Given request: Return the material word for word. Do not include the pictures.

========================

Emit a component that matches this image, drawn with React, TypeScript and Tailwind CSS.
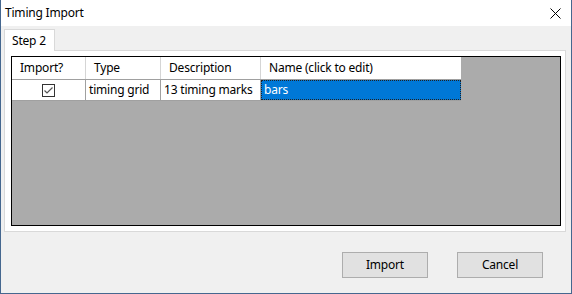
import React from "react";

const FONT = { fontFamily: '"Noto Sans", "Open Sans", sans-serif' };

function CloseIcon() {
  return (
    <svg width="11" height="11" viewBox="0 0 11 11" aria-hidden>
      <path d="M0.5 0.5 L10.5 10.5 M10.5 0.5 L0.5 10.5" stroke="#000" strokeWidth="1" />
    </svg>
  );
}

function CheckBox() {
  return (
    <span className="flex h-[13px] w-[13px] items-center justify-center border border-[#333] bg-white">
      <svg width="11" height="11" viewBox="0 0 11 11" aria-hidden>
        <path d="M1.5 5.5 L4 8 L9.5 2.5" fill="none" stroke="#555" strokeWidth="1.2" />
      </svg>
    </span>
  );
}

// column widths incl. right grid line
const COLS = ["w-[74px]", "w-[75px]", "w-[100px]", "w-[200px]"];

export default function App() {
  return (
    <div
      className="flex h-[294px] w-[572px] flex-col border-x border-b border-[#45678f] bg-[#f0f0f0] text-[12px] tracking-[-0.2px] text-black"
      style={FONT}
    >
      {/* title bar */}
      <div className="flex h-[26px] shrink-0 items-center justify-between bg-white pl-[4px] pr-[10px]">
        <span>Timing Import</span>
        <CloseIcon />
      </div>

      {/* tabs */}
      <div className="flex flex-col pl-[3px] pr-[5px] pt-[3px]">
        <div className="relative z-10 -mb-px flex h-[22px] w-[51px] items-center border-x border-t border-[#d9d9d9] bg-white pl-[7px]">
          Step 2
        </div>
        <div className="h-[182px] border border-[#d9d9d9] bg-white pb-[5px] pl-[6px] pr-[4px] pt-[5px]">
          {/* grid */}
          <div className="h-full border border-black bg-[#ababab]">
            <div className="flex h-[23px] w-[449px] border-b border-[#a0a0a0] bg-white">
              {["Import?", "Type", "Description", "Name (click to edit)"].map((h, i) => (
                <div
                  key={h}
                  className={`${COLS[i]} flex items-center border-r border-[#d5d5d5] pl-[8px] ${i === 3 ? "border-r-0" : ""}`}
                >
                  {h}
                </div>
              ))}
            </div>
            <div className="flex h-[21px] w-[449px] border-b border-[#a0a0a0] bg-white">
              <div className={`${COLS[0]} flex items-center justify-center border-r border-[#a0a0a0]`}>
                <CheckBox />
              </div>
              <div className={`${COLS[1]} flex items-center border-r border-[#a0a0a0] pl-[3px]`}>timing grid</div>
              <div className={`${COLS[2]} flex items-center border-r border-[#a0a0a0] pl-[3px]`}>13 timing marks</div>
              <div className={`${COLS[3]} flex items-center border border-dotted border-[#222] bg-[#0078d7] pl-[2px] text-white`}>
                bars
              </div>
            </div>
          </div>
        </div>
      </div>

      {/* buttons */}
      <div className="mt-[20px] flex justify-end gap-[29px] pr-[28px]">
        <button className="h-[26px] w-[86px] border border-[#adadad] bg-[#e1e1e1]">Import</button>
        <button className="h-[26px] w-[86px] border border-[#adadad] bg-[#e1e1e1]">Cancel</button>
      </div>
    </div>
  );
}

========================

Correct response:
Emit a component that matches this image, drawn with React, TypeScript and Tailwind CSS.
import React from "react";

const FONT = { fontFamily: '"Noto Sans", "Open Sans", sans-serif' };

function CloseIcon() {
  return (
    <svg width="11" height="11" viewBox="0 0 11 11" aria-hidden>
      <path d="M0.5 0.5 L10.5 10.5 M10.5 0.5 L0.5 10.5" stroke="#000" strokeWidth="1" />
    </svg>
  );
}

function CheckBox() {
  return (
    <span className="flex h-[13px] w-[13px] items-center justify-center border border-[#333] bg-white">
      <svg width="11" height="11" viewBox="0 0 11 11" aria-hidden>
        <path d="M1.5 5.5 L4 8 L9.5 2.5" fill="none" stroke="#555" strokeWidth="1.2" />
      </svg>
    </span>
  );
}

// column widths incl. right grid line
const COLS = ["w-[74px]", "w-[75px]", "w-[100px]", "w-[200px]"];

export default function App() {
  return (
    <div
      className="flex h-[294px] w-[572px] flex-col border-x border-b border-[#45678f] bg-[#f0f0f0] text-[12px] tracking-[-0.2px] text-black"
      style={FONT}
    >
      {/* title bar */}
      <div className="flex h-[26px] shrink-0 items-center justify-between bg-white pl-[4px] pr-[10px]">
        <span>Timing Import</span>
        <CloseIcon />
      </div>

      {/* tabs */}
      <div className="flex flex-col pl-[3px] pr-[5px] pt-[3px]">
        <div className="relative z-10 -mb-px flex h-[22px] w-[51px] items-center border-x border-t border-[#d9d9d9] bg-white pl-[7px]">
          Step 2
        </div>
        <div className="h-[182px] border border-[#d9d9d9] bg-white pb-[5px] pl-[6px] pr-[4px] pt-[5px]">
          {/* grid */}
          <div className="h-full border border-black bg-[#ababab]">
            <div className="flex h-[23px] w-[449px] border-b border-[#a0a0a0] bg-white">
              {["Import?", "Type", "Description", "Name (click to edit)"].map((h, i) => (
                <div
                  key={h}
                  className={`${COLS[i]} flex items-center border-r border-[#d5d5d5] pl-[8px] ${i === 3 ? "border-r-0" : ""}`}
                >
                  {h}
                </div>
              ))}
            </div>
            <div className="flex h-[21px] w-[449px] border-b border-[#a0a0a0] bg-white">
              <div className={`${COLS[0]} flex items-center justify-center border-r border-[#a0a0a0]`}>
                <CheckBox />
              </div>
              <div className={`${COLS[1]} flex items-center border-r border-[#a0a0a0] pl-[3px]`}>timing grid</div>
              <div className={`${COLS[2]} flex items-center border-r border-[#a0a0a0] pl-[3px]`}>13 timing marks</div>
              <div className={`${COLS[3]} flex items-center border border-dotted border-[#222] bg-[#0078d7] pl-[2px] text-white`}>
                bars
              </div>
            </div>
          </div>
        </div>
      </div>

      {/* buttons */}
      <div className="mt-[20px] flex justify-end gap-[29px] pr-[28px]">
        <button className="h-[26px] w-[86px] border border-[#adadad] bg-[#e1e1e1]">Import</button>
        <button className="h-[26px] w-[86px] border border-[#adadad] bg-[#e1e1e1]">Cancel</button>
      </div>
    </div>
  );
}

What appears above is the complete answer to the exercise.